The players have some rare free time, so they store their gear in the underneath luggage area of the bus.
Some players walk around the neighborhood or make phone calls, but Bouchard and all the other players are seated on the bus well-before the scheduled departure.
The bus trip takes over eight hours, including a brief stop along the highway for food.
The players enter a Days Inn, modest at best, close to the shopping mall that abuts the ballpark.
When the players awake the next morning, it’s raining.
The rain continues, and the game is called at 3 pm, four hours before game time.
They’ll be a make-up doubleheader the next evening, but for now Bouchard can relax — after the team takes the position players to lift weights at a local gym.
The players then shop, and after dinner, Bouchard and his road roommate, Brandon Kawal, watch television.
Bouchard has been fielding well, showing good range and hands, but he’s batting just .243.
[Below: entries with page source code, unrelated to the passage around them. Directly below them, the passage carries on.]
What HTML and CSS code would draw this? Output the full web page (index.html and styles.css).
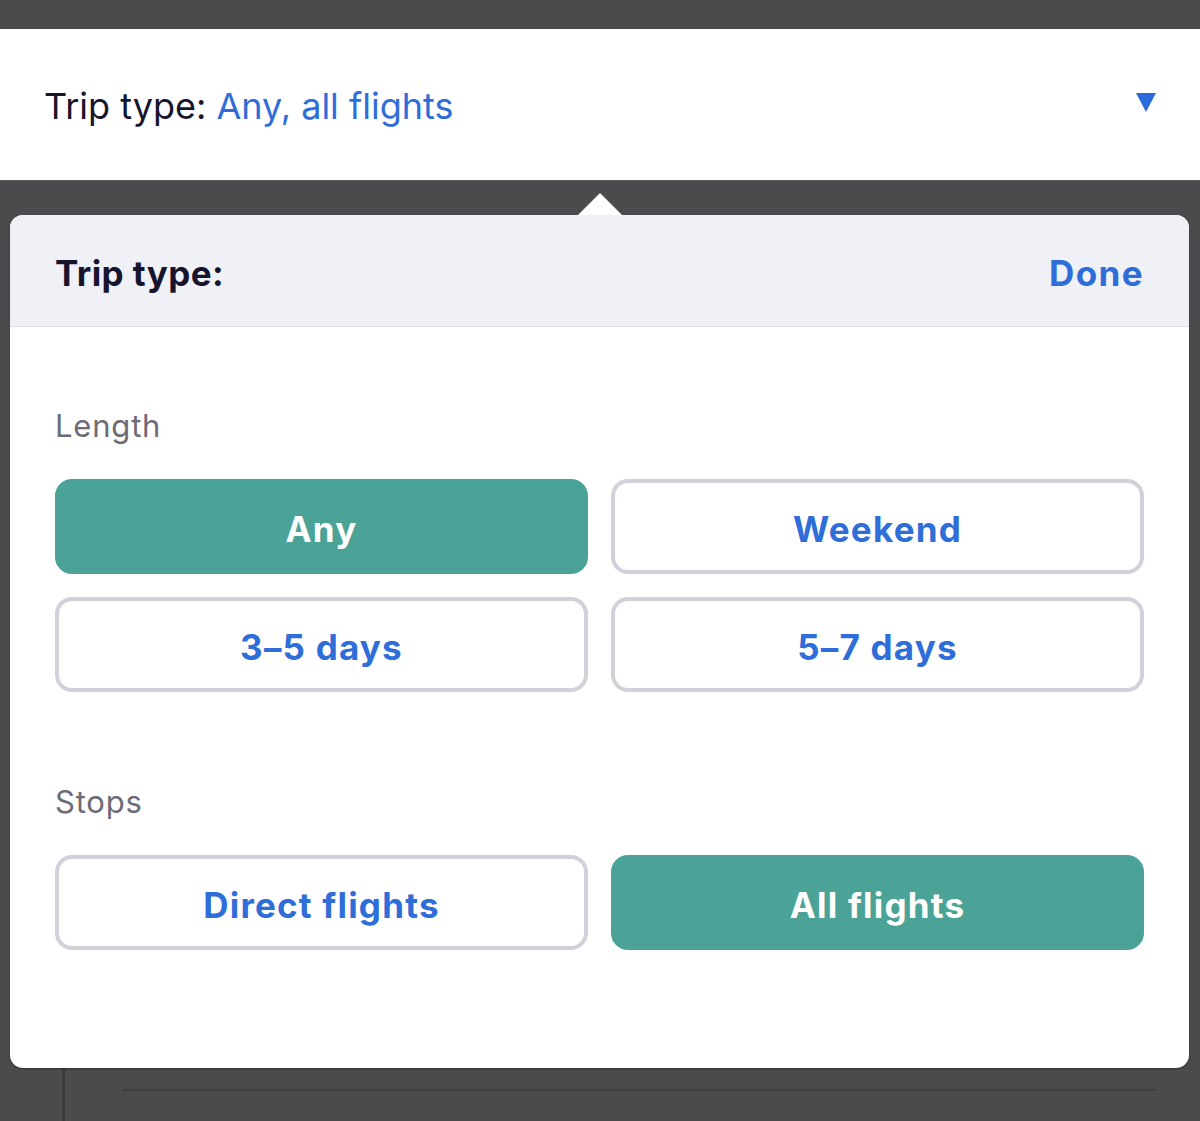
FILE: index.html
```html
<!DOCTYPE html>
<html lang="en">
<head>
<meta charset="utf-8">
<title>Trip type</title>
<link rel="stylesheet" href="styles.css">
</head>
<body>
<div class="topbar"></div>
<header class="summary">
  <div class="summary-text"><span class="summary-label">Trip type:</span> <span class="summary-value">Any, all flights</span></div>
  <svg class="caret" width="20" height="19" viewBox="0 0 20 19" aria-hidden="true"><path d="M0 0 H20 L10 19 Z" fill="#2a6ad9"/></svg>
</header>
<main class="overlay">
  <section class="panel">
    <div class="panel-head">
      <h1 class="panel-title">Trip type:</h1>
      <button class="done">Done</button>
    </div>
    <div class="panel-body">
      <h2 class="group-label">Length</h2>
      <div class="options">
        <button class="opt selected">Any</button>
        <button class="opt">Weekend</button>
        <button class="opt">3–5 days</button>
        <button class="opt">5–7 days</button>
      </div>
      <h2 class="group-label stops">Stops</h2>
      <div class="options">
        <button class="opt">Direct flights</button>
        <button class="opt selected">All flights</button>
      </div>
    </div>
  </section>
  <div class="below"><div class="rule"></div></div>
</main>
</body>
</html>
```
FILE: styles.css
```css
* { box-sizing: border-box; }
html, body { margin: 0; padding: 0; }
body {
  background: #4b4b4d;
  font-family: "Inter", "Liberation Sans", sans-serif;
  width: 1200px;
  height: 1121px;
  overflow: hidden;
}
.topbar { height: 29px; }
.summary {
  height: 152px;
  background: #ffffff;
  display: flex;
  align-items: center;
  justify-content: space-between;
  padding: 0 44px 0 44px;
  border-bottom: 1px solid #5e5e60;
}
.summary-text {
  font-size: 36px;
  letter-spacing: 0;
  line-height: 44px;
  margin-top: 3px;
}
.summary-label { color: #17152e; }
.summary-value { color: #2f6ed8; }
.caret { margin-top: -4px; }

.overlay {
  position: relative;
  padding: 34px 11px 0 10px;
}
.overlay::before {
  content: "";
  position: absolute;
  top: 12px;
  left: 578px;
  border-left: 22px solid transparent;
  border-right: 22px solid transparent;
  border-bottom: 22px solid #ffffff;
}
.panel {
  position: relative;
  background: #ffffff;
  border-radius: 13px;
  height: 853px;
  overflow: hidden;
  box-shadow: 0 1px 2px rgba(0,0,0,0.35);
}
.panel-head {
  height: 112px;
  background: #f0f1f6;
  border-bottom: 1px solid #dcdde2;
  display: flex;
  align-items: center;
  justify-content: space-between;
  padding: 5px 45px 0 45px;
}
.panel-title {
  margin: 0;
  font-size: 35px;
  font-weight: 700;
  color: #17152e;
  letter-spacing: 0.4px;
}
.done {
  border: 0;
  background: none;
  padding: 0;
  font-family: inherit;
  font-size: 35px;
  font-weight: 700;
  color: #2f6ed8;
  letter-spacing: 1.4px;
}
.panel-body { padding: 79px 45px 0 45px; }
.group-label {
  margin: 0 0 33px 0;
  font-size: 31px;
  line-height: 40px;
  font-weight: 400;
  color: #6c6b76;
  letter-spacing: 0.8px;
}
.group-label.stops { margin-top: 90px; }
.options {
  display: grid;
  grid-template-columns: 1fr 1fr;
  gap: 23px;
}
.opt {
  height: 95px;
  border: 4px solid #d0d1d9;
  border-radius: 17px;
  background: #ffffff;
  font-family: inherit;
  font-size: 35px;
  font-weight: 700;
  color: #2f6ed8;
  letter-spacing: 1.2px;
  padding: 5px 0 0 0;
}
.opt.selected {
  background: #4aa396;
  border-color: #4aa396;
  color: #ffffff;
}
.below {
  margin-left: 52px;
  height: 53px;
  border-left: 3px solid #3b3b3d;
  padding-top: 21px;
}
.rule {
  margin-left: 57px;
  width: 1033px;
  border-top: 2px solid #3e3e40;
}
```
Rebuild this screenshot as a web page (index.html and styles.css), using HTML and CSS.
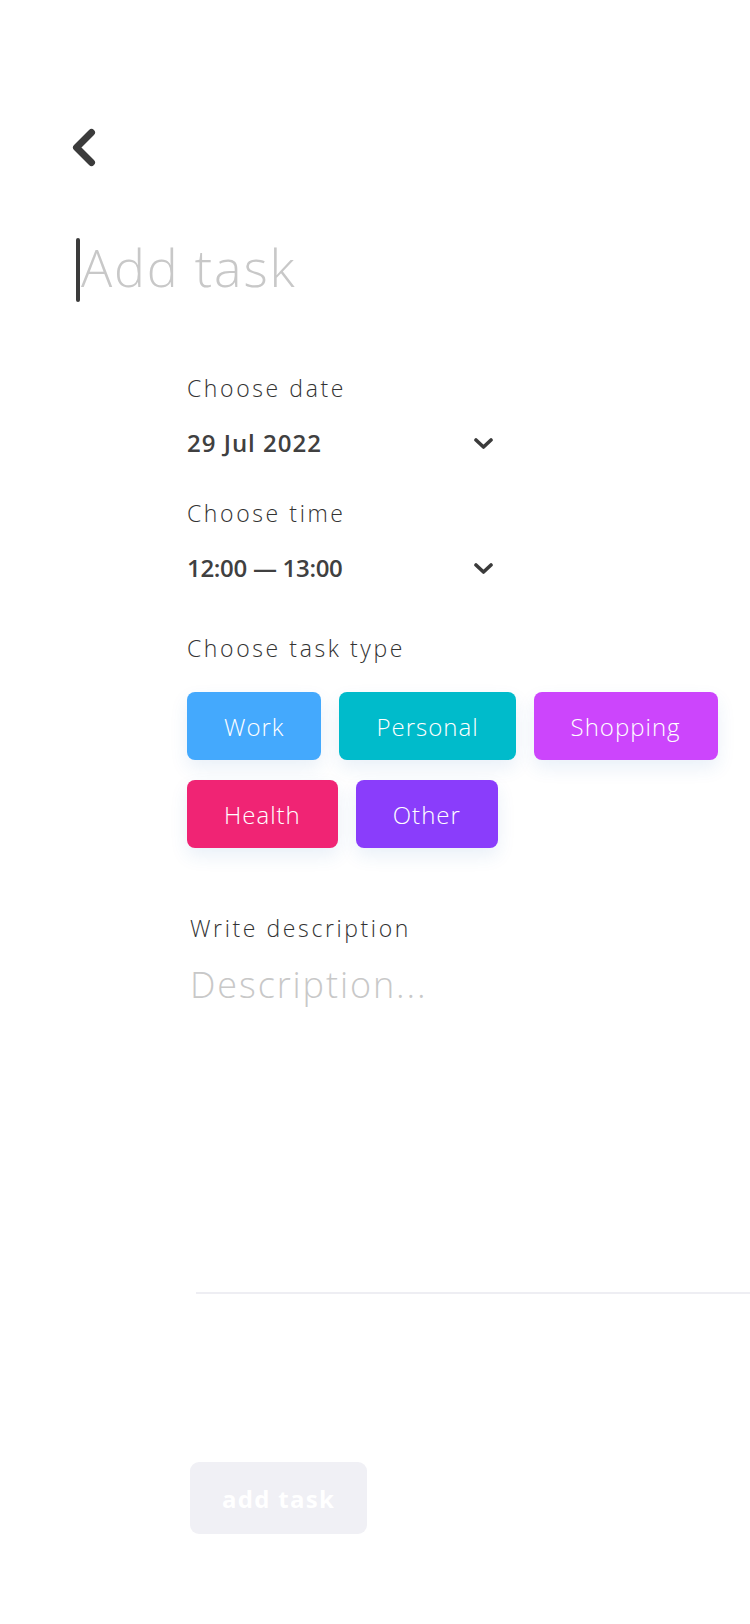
FILE: index.html
```html
<!DOCTYPE html>
<html lang="en">
<head>
<meta charset="utf-8">
<title>Add task</title>
<link rel="stylesheet" href="styles.css">
</head>
<body>
<div class="page">
  <button class="back" aria-label="Back">
    <svg width="28" height="44" viewBox="0 0 28 44"><polyline points="21.5,6.5 6.5,21.5 21.5,36.5" fill="none" stroke="#3b3b3b" stroke-width="7" stroke-linecap="round" stroke-linejoin="round"/></svg>
  </button>

  <div class="title-row">
    <span class="cursor"></span>
    <span class="title">Add task</span>
  </div>

  <div class="form">
    <div class="label">Choose date</div>
    <div class="select-row">
      <span class="value value-date">29 Jul 2022</span>
      <svg class="caret" width="19" height="11" viewBox="0 0 19 11"><polyline points="2,2 9.5,9 17,2" fill="none" stroke="#3b3b3b" stroke-width="3.6" stroke-linecap="round" stroke-linejoin="round"/></svg>
    </div>

    <div class="label label-gap">Choose time</div>
    <div class="select-row">
      <span class="value value-time">12:00 — 13:00</span>
      <svg class="caret" width="19" height="11" viewBox="0 0 19 11"><polyline points="2,2 9.5,9 17,2" fill="none" stroke="#3b3b3b" stroke-width="3.6" stroke-linecap="round" stroke-linejoin="round"/></svg>
    </div>

    <div class="label label-gap-lg">Choose task type</div>
    <div class="chips">
      <span class="chip chip-work">Work</span>
      <span class="chip chip-personal">Personal</span>
      <span class="chip chip-shopping">Shopping</span>
      <span class="chip chip-health">Health</span>
      <span class="chip chip-other">Other</span>
    </div>

    <div class="desc">
      <div class="label">Write description</div>
      <div class="desc-input">Description...</div>
    </div>
    <div class="divider"></div>

    <button class="submit">add task</button>
  </div>
</div>
</body>
</html>
```

FILE: styles.css
```css
html, body {
  margin: 0;
  padding: 0;
  background: #ffffff;
}
body {
  width: 750px;
  min-height: 1624px;
  font-family: "Open Sans", "Noto Sans", sans-serif;
  color: #3d3d3d;
}
.page {
  padding-top: 126px;
}
.back {
  display: block;
  margin: 0 0 0 70px;
  padding: 0;
  border: 0;
  background: none;
  width: 28px;
  height: 44px;
}
.back svg { display: block; }

.title-row {
  display: flex;
  align-items: flex-start;
  margin-top: 68px;
  margin-left: 76px;
  height: 64px;
}
.cursor {
  width: 4px;
  height: 64px;
  border-radius: 2px;
  background: #3b3b3b;
}
.title {
  margin-left: 1px;
  margin-top: -3px;
  font-size: 52px;
  line-height: 64px;
  font-weight: 300;
  letter-spacing: 1.8px;
  color: #c8c8c8;
}

.form {
  margin-left: 187px;
  margin-top: 71px;
}
.label {
  font-size: 23px;
  line-height: 30px;
  font-weight: 300;
  letter-spacing: 2.6px;
  color: #333333;
}
.label-gap { margin-top: 40px; }
.label-gap-lg { margin-top: 50px; }

.select-row {
  display: flex;
  align-items: center;
  justify-content: space-between;
  width: 306px;
  margin-top: 25px;
  height: 30px;
}
.value {
  font-size: 24px;
  line-height: 30px;
  font-weight: 600;
  color: #404040;
}
.value-date { letter-spacing: 1px; }
.value-time { letter-spacing: -0.3px; }
.caret { display: block; margin-top: 1px; }

.chips {
  display: flex;
  flex-wrap: wrap;
  column-gap: 18px;
  row-gap: 20px;
  margin-top: 29px;
  width: 563px;
}
.chip {
  display: flex;
  align-items: center;
  justify-content: center;
  height: 68px;
  padding: 0 37px;
  border-radius: 8px;
  color: #ffffff;
  font-size: 24px;
  font-weight: 300;
  letter-spacing: 1px;
  box-shadow: 0 8px 18px rgba(40, 110, 190, 0.10);
}
.chip-work { background: #44a9fd; }
.chip-personal { background: #00bbcb; }
.chip-shopping { background: #cc45fc; }
.chip-health { background: #f02474; }
.chip-other { background: #8a3dfb; }

.desc {
  margin-top: 65px;
  margin-left: 3px;
}
.desc-input {
  margin-top: 18px;
  font-size: 36px;
  line-height: 48px;
  font-weight: 300;
  letter-spacing: 1.9px;
  color: #c8c8c8;
  height: 331px;
}
.divider {
  margin-left: 9px;
  height: 2px;
  background: #eeeef3;
}

.submit {
  display: block;
  margin-top: 168px;
  margin-left: 3px;
  height: 72px;
  padding: 0 32px;
  border: 0;
  border-radius: 9px;
  background: #f0f0f5;
  color: #ffffff;
  font-family: "Open Sans", "Noto Sans", sans-serif;
  font-size: 24px;
  font-weight: 700;
  letter-spacing: 1.3px;
}
```
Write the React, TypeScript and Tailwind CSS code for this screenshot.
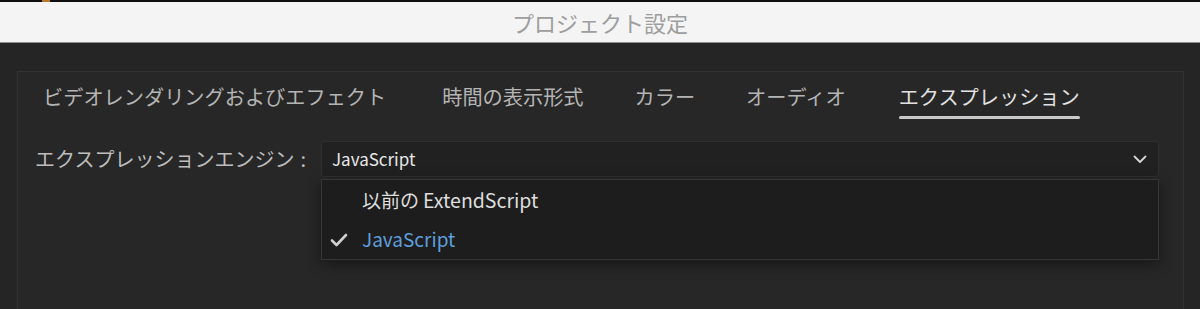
import React from "react";

const font = { fontFamily: '"Noto Sans CJK JP", "Noto Sans", sans-serif' };

export default function App() {
  const tabs = [
    { label: "ビデオレンダリングおよびエフェクト", active: false, cls: "mr-[56px]" },
    { label: "時間の表示形式", active: false, cls: "mr-[51px]" },
    { label: "カラー", active: false, cls: "mr-[51px]" },
    { label: "オーディオ", active: false, cls: "mr-[53px]" },
    { label: "エクスプレッション", active: true, cls: "" },
  ];
  return (
    <div
      className="w-[1200px] h-[309px] overflow-hidden bg-[#252525] flex flex-col"
      style={font}
    >
      <div className="h-[2px] bg-[#0e0e0e] flex">
        <div className="ml-[42px] w-[8px] bg-[#b7782c]" />
      </div>
      <div className="h-[41px] bg-[#f4f4f4] border-b border-[#8c8c8c] flex items-center justify-center">
        <span className="text-[22px] text-[#9d9d9d] leading-none">プロジェクト設定</span>
      </div>
      <div className="flex-1 pl-[17px] pr-[16px] pt-[28px] flex flex-col">
        <div className="flex-1 border-l border-t border-r border-[#323232] bg-[#272727] flex flex-col">
          <div className="flex pl-[25px] pt-[12px]">
            {tabs.map((t) => (
              <div key={t.label} className={`flex flex-col ${t.cls}`}>
                <span
                  className={`text-[20.2px] leading-[26px] whitespace-nowrap ${
                    t.active ? "text-[#e2e2e2]" : "text-[#b4b4b4]"
                  }`}
                >
                  {t.label}
                </span>
                <div
                  className={`mt-[6px] h-[3px] rounded-full ${
                    t.active ? "bg-[#c9c9c9]" : "bg-transparent"
                  }`}
                />
              </div>
            ))}
          </div>
          <div className="flex items-center mt-[22px] pl-[17px] pr-[24px]">
            <div className="w-[286px] text-[20px] text-[#bdbdbd] whitespace-nowrap leading-none flex items-center">
              <span>エクスプレッションエンジン</span>
              <span className="ml-[6px]">:</span>
            </div>
            <div className="relative flex-1">
              <div className="h-[36px] bg-[#212121] border border-[#303030] rounded-[3px] flex items-center pl-[10px] pr-[10px]">
                <span className="text-[17px] text-[#e8e8e8] flex-1">JavaScript</span>
                <svg width="14" height="9" viewBox="0 0 14 9" className="mr-[1px]">
                  <polyline
                    points="1.5,1.5 7,7 12.5,1.5"
                    fill="none"
                    stroke="#d6d6d6"
                    strokeWidth="1.8"
                    strokeLinecap="round"
                    strokeLinejoin="round"
                  />
                </svg>
              </div>
              <div className="absolute top-[38px] left-0 right-0 h-[81px] bg-[#1d1d1d] border border-[#363636] shadow-[0_4px_14px_rgba(0,0,0,0.45)] flex flex-col">
                <div className="h-[40px] flex items-center pl-[40px]">
                  <span className="text-[19px] text-[#dedede] whitespace-nowrap flex items-center">
                    <span>以前の</span>
                    <span className="ml-[4px] text-[19.5px]">ExtendScript</span>
                  </span>
                </div>
                <div className="h-[40px] flex items-center pl-[8px]">
                  <svg width="18" height="14" viewBox="0 0 18 14" className="mt-[2px]">
                    <polyline
                      points="2,7.5 6.5,12 16,2"
                      fill="none"
                      stroke="#cfcfcf"
                      strokeWidth="2.6"
                      strokeLinecap="round"
                      strokeLinejoin="round"
                    />
                  </svg>
                  <span className="ml-[14px] text-[19px] text-[#5d9fdc] whitespace-nowrap">JavaScript</span>
                </div>
              </div>
            </div>
          </div>
        </div>
      </div>
    </div>
  );
}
The former Georgetown University star wants to hike that average, but for now he gets to rest — a task often completed more easily on the road than at home.
It’s not a bad life in the minors, but it is busy.
There’s a double-header the next night, but that’s not bad.
The only bus trips tomorrow are five minute ones to-and-from the ballpark.
Each week, Ed Shakespeare, the bard of Brooklyn baseball, will take a page from his ancient ancestor and add a bit of iambic pentameter to all our lives. This week’s contribution is called “The Sound of Silence”:
The sound of silence. Oxymoron? Yes.
Impossible to get at Keyspan Park.
Although improving some, I do confess
The noises still assault , the sounds do bark.
At times a fan will want to talk a bit,
Converse with friends, discuss a play they’ve seen.
Perhaps just there in contemplation sit.
The game is rural, played upon a green.
The pace not frantic, moments free to hear
Sounds of action. The crack of bats, the whacks
Of ball in glove and cheers of fans are dear.
Not blares, and those mechanical attacks.
The constant music, canned fake claps — enough
Already. Shut it off! That’s not so tough.